Extract every line that contains the word "components".
## begin Provided material
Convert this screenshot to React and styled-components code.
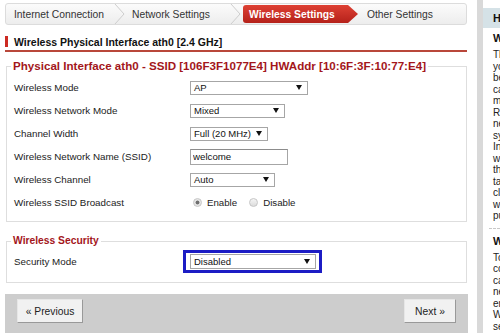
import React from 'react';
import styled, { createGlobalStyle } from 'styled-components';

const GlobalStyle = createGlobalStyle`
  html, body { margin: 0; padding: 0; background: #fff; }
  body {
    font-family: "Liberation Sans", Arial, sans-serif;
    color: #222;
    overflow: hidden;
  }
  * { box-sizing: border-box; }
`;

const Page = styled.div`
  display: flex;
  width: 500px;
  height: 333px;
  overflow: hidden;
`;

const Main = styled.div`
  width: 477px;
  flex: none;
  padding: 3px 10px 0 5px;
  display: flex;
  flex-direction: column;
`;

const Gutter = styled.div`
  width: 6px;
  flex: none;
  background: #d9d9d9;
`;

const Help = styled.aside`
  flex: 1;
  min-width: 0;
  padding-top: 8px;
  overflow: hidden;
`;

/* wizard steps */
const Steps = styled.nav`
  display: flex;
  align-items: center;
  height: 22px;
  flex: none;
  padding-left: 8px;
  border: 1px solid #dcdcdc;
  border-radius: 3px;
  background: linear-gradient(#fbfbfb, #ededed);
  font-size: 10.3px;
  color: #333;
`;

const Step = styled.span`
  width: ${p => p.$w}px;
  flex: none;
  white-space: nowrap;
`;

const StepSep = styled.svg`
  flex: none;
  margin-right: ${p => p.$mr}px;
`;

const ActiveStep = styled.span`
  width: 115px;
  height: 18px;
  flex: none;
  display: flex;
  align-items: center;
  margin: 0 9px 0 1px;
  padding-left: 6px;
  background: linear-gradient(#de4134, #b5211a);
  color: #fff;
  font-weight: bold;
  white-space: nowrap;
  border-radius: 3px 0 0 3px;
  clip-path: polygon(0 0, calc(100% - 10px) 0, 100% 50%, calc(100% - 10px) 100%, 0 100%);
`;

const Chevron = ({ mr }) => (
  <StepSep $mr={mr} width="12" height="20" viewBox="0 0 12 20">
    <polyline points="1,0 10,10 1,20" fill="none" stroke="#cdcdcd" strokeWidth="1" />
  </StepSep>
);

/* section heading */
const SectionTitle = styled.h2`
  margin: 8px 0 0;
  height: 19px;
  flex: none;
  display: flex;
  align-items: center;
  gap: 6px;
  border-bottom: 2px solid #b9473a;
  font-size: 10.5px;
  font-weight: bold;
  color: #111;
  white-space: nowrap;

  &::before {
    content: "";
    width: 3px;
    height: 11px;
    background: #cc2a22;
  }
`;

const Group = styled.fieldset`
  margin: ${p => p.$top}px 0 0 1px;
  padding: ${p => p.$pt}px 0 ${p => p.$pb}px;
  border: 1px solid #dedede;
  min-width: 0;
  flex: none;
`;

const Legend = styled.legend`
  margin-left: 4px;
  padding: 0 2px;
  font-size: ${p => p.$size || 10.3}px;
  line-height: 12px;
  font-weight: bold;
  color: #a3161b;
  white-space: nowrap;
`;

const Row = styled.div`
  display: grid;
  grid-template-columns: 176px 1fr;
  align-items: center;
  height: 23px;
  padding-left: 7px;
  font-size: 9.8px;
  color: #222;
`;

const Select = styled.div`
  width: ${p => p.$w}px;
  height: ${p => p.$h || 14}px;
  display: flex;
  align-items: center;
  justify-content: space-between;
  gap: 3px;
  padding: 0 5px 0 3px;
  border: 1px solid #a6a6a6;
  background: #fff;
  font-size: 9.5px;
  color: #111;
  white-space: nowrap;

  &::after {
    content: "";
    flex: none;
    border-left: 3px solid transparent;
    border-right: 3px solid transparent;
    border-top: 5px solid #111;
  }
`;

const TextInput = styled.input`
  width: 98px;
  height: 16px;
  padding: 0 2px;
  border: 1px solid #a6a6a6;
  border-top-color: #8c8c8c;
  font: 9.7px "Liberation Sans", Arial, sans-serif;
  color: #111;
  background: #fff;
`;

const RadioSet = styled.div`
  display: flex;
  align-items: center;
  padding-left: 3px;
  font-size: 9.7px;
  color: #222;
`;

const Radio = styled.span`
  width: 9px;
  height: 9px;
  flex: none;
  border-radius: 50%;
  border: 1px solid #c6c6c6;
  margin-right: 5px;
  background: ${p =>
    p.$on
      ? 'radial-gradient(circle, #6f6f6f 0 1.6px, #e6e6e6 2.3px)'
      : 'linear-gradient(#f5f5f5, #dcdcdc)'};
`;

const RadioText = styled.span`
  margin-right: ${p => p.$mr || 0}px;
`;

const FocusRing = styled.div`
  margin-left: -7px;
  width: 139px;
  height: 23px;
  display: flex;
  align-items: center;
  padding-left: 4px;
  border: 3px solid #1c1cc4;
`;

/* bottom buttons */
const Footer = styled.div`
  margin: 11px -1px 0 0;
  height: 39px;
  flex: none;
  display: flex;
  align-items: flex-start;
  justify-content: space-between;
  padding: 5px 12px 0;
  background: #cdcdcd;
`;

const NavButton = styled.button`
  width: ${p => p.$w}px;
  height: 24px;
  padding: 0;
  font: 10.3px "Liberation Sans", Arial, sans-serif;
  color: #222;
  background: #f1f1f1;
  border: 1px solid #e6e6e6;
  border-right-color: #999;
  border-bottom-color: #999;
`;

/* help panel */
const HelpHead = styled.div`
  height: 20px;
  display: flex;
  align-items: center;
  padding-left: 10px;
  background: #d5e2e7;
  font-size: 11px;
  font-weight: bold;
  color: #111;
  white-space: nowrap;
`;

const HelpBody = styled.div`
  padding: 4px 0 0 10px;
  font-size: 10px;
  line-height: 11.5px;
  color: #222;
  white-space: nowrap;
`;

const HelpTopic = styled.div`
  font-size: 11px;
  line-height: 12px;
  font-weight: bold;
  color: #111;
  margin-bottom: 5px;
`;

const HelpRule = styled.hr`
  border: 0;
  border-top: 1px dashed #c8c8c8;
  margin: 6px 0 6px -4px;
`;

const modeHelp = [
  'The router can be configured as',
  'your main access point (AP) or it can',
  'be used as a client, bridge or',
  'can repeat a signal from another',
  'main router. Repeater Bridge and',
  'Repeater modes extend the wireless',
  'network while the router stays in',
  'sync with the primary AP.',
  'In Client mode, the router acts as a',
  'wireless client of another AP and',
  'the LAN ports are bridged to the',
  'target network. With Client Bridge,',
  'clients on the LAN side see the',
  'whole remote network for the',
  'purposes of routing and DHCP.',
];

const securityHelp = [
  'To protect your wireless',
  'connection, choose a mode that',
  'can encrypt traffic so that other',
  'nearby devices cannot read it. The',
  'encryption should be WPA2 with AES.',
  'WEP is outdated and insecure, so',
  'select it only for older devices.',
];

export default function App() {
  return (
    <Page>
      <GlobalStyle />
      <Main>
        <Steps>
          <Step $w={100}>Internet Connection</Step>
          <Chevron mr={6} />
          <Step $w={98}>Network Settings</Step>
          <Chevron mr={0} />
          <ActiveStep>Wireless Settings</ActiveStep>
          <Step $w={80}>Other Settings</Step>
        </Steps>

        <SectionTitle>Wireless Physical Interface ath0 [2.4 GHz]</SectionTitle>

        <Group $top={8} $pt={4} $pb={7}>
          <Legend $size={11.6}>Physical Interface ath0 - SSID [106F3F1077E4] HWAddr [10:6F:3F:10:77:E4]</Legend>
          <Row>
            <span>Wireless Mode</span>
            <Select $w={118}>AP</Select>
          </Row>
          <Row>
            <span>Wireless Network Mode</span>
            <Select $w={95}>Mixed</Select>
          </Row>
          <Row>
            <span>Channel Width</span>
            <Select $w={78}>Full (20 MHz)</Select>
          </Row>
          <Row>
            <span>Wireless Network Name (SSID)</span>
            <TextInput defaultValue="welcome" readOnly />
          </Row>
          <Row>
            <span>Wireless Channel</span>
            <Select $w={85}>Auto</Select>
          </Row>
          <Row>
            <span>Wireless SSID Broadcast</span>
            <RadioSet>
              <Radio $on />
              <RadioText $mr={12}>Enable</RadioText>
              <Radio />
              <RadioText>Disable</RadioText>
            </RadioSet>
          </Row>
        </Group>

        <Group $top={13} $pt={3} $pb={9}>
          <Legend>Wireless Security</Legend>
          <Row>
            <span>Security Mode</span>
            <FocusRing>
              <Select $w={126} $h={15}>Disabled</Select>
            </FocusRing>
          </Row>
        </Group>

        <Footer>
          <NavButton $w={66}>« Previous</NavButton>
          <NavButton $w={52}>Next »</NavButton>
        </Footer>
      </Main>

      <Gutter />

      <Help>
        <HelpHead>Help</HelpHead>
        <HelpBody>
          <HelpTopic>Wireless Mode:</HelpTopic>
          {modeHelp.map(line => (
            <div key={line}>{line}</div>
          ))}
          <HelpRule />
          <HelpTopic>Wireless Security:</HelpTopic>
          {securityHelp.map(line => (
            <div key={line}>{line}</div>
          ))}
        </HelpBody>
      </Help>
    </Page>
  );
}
## end Provided material
Finished exercise>
Convert this screenshot to React and styled-components code.
import styled, { createGlobalStyle } from 'styled-components';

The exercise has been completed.